───── Source data

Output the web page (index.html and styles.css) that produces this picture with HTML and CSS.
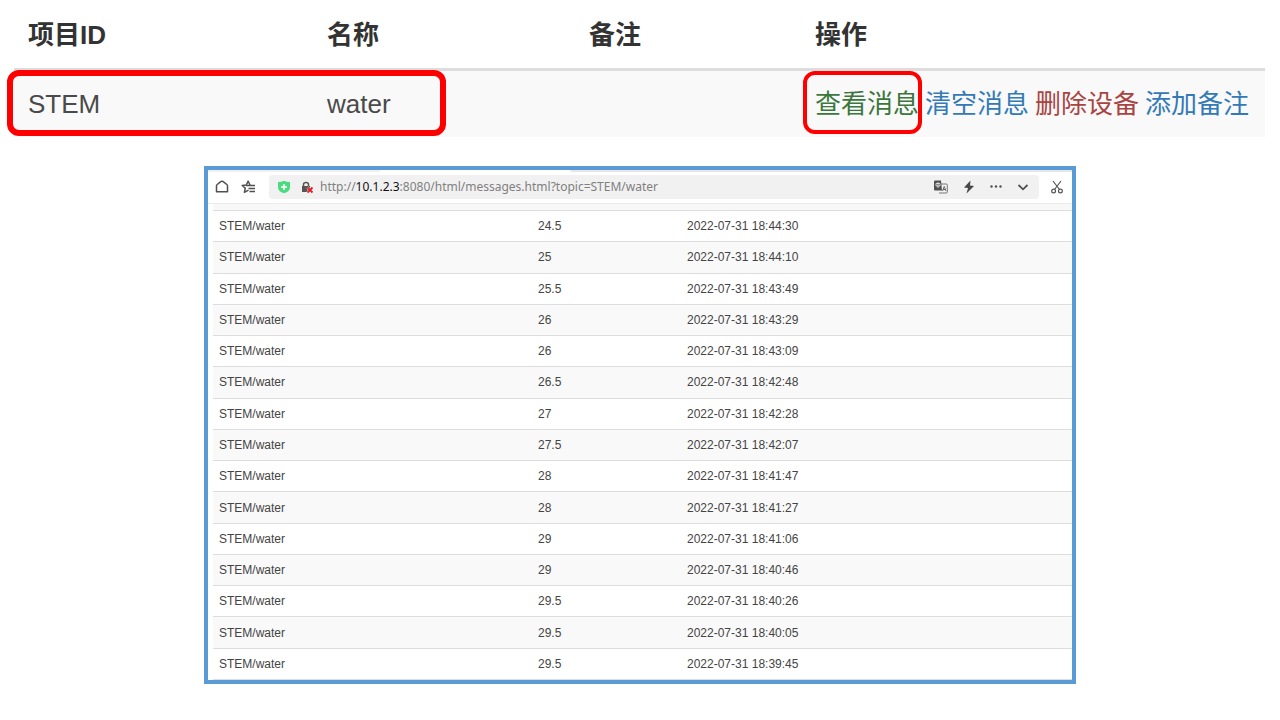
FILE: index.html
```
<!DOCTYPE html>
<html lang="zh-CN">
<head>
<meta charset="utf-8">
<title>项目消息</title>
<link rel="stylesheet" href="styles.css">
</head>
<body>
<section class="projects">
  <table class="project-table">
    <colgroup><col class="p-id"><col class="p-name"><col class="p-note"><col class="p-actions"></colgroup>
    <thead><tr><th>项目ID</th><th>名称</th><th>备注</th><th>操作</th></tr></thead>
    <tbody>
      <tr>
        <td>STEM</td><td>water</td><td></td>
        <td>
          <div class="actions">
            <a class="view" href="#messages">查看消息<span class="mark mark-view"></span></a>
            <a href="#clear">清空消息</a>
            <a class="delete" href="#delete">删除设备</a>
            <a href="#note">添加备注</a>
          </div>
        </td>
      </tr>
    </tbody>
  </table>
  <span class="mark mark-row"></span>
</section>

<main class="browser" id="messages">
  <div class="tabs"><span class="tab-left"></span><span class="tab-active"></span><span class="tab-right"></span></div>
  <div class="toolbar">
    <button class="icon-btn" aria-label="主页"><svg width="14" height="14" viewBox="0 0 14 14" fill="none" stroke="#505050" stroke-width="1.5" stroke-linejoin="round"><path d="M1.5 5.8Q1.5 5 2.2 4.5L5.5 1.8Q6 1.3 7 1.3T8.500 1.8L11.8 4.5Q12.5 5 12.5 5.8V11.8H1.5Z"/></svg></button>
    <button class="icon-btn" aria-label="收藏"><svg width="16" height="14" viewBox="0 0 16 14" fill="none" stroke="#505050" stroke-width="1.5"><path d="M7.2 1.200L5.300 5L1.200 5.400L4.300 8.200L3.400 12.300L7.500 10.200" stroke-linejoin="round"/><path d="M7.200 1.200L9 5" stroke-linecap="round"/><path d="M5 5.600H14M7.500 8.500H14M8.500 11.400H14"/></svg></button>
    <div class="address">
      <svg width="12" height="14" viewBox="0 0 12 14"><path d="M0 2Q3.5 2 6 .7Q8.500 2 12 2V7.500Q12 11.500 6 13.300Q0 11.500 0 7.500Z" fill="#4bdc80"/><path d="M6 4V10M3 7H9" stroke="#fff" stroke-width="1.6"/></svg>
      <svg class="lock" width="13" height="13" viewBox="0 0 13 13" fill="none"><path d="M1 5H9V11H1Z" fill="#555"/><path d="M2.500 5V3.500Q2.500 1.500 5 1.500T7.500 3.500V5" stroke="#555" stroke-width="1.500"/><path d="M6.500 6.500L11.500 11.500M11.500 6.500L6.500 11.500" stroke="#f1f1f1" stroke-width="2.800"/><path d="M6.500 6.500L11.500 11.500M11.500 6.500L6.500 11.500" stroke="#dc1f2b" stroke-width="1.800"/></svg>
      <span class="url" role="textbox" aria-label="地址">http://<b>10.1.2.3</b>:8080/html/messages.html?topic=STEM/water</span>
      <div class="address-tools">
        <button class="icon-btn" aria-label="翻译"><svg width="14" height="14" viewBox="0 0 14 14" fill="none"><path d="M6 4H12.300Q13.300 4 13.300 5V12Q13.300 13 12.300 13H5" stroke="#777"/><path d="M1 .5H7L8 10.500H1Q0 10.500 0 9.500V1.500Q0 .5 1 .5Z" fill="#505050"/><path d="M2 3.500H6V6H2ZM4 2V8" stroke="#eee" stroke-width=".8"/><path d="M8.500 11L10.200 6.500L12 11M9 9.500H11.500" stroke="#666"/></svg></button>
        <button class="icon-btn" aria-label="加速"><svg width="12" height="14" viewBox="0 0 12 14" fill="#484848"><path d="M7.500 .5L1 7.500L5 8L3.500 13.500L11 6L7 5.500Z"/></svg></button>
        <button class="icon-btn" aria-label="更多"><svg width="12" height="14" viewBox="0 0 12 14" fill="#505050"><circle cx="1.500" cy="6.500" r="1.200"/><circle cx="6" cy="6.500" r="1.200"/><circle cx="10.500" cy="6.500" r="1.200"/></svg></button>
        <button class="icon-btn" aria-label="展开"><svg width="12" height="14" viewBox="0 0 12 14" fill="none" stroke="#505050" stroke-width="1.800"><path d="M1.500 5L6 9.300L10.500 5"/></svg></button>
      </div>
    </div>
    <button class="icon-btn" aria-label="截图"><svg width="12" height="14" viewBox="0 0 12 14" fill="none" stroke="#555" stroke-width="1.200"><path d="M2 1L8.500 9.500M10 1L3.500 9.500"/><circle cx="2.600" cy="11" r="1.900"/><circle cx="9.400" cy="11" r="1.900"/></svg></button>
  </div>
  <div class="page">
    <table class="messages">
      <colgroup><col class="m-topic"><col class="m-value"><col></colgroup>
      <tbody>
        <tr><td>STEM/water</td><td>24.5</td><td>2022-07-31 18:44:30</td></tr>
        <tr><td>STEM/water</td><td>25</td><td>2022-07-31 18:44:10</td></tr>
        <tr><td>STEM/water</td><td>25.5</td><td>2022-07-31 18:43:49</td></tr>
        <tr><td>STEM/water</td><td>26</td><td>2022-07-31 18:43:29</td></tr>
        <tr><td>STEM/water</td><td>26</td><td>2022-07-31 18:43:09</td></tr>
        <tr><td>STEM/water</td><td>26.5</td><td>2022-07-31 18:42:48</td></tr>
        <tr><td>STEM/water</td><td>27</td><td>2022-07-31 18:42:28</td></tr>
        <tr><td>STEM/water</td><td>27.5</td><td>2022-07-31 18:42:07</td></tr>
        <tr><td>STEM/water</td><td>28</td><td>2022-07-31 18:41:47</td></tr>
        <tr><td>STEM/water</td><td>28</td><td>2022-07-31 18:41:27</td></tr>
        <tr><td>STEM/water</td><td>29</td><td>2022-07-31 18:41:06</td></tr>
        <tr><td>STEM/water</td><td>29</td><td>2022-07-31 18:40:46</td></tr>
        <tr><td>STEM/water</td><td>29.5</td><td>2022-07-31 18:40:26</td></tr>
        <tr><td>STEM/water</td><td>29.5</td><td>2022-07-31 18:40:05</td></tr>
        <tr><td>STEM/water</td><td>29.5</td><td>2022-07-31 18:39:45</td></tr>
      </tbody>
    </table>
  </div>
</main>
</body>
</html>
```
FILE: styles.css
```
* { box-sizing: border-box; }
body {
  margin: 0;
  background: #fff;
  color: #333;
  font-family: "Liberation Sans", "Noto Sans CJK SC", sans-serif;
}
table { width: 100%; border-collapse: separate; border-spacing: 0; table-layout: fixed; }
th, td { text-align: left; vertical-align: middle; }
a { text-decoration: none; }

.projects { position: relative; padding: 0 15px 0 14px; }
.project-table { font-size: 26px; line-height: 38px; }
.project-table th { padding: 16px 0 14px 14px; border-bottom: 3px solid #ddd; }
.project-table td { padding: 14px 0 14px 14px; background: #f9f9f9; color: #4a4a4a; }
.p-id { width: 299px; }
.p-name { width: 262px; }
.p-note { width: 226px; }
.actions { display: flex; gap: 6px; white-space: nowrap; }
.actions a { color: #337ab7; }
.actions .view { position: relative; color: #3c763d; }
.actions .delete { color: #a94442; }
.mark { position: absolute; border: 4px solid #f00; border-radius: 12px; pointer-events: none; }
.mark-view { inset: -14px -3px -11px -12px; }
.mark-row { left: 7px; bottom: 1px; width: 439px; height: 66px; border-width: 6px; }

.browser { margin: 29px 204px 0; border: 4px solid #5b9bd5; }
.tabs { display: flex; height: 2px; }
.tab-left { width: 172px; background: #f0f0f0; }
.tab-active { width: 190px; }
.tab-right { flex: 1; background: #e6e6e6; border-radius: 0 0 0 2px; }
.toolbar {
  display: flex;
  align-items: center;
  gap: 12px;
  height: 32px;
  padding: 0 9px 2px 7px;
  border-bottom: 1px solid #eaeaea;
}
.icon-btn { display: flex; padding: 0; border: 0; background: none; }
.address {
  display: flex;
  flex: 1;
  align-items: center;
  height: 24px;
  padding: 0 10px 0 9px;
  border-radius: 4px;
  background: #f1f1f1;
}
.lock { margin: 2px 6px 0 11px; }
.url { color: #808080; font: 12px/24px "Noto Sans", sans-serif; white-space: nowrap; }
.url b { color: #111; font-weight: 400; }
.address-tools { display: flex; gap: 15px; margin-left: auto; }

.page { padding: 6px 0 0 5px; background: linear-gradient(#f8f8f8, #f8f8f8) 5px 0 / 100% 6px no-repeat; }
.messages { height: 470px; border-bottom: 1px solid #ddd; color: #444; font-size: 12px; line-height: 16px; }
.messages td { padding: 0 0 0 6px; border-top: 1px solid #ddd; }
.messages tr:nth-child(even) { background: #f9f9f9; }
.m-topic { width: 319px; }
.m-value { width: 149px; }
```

──────────

Prompt: Isolate the lines that hold the word "styles" and copy all of them.

Written answer:
Output the web page (index.html and styles.css) that produces this picture with HTML and CSS.
<link rel="stylesheet" href="styles.css">
FILE: styles.css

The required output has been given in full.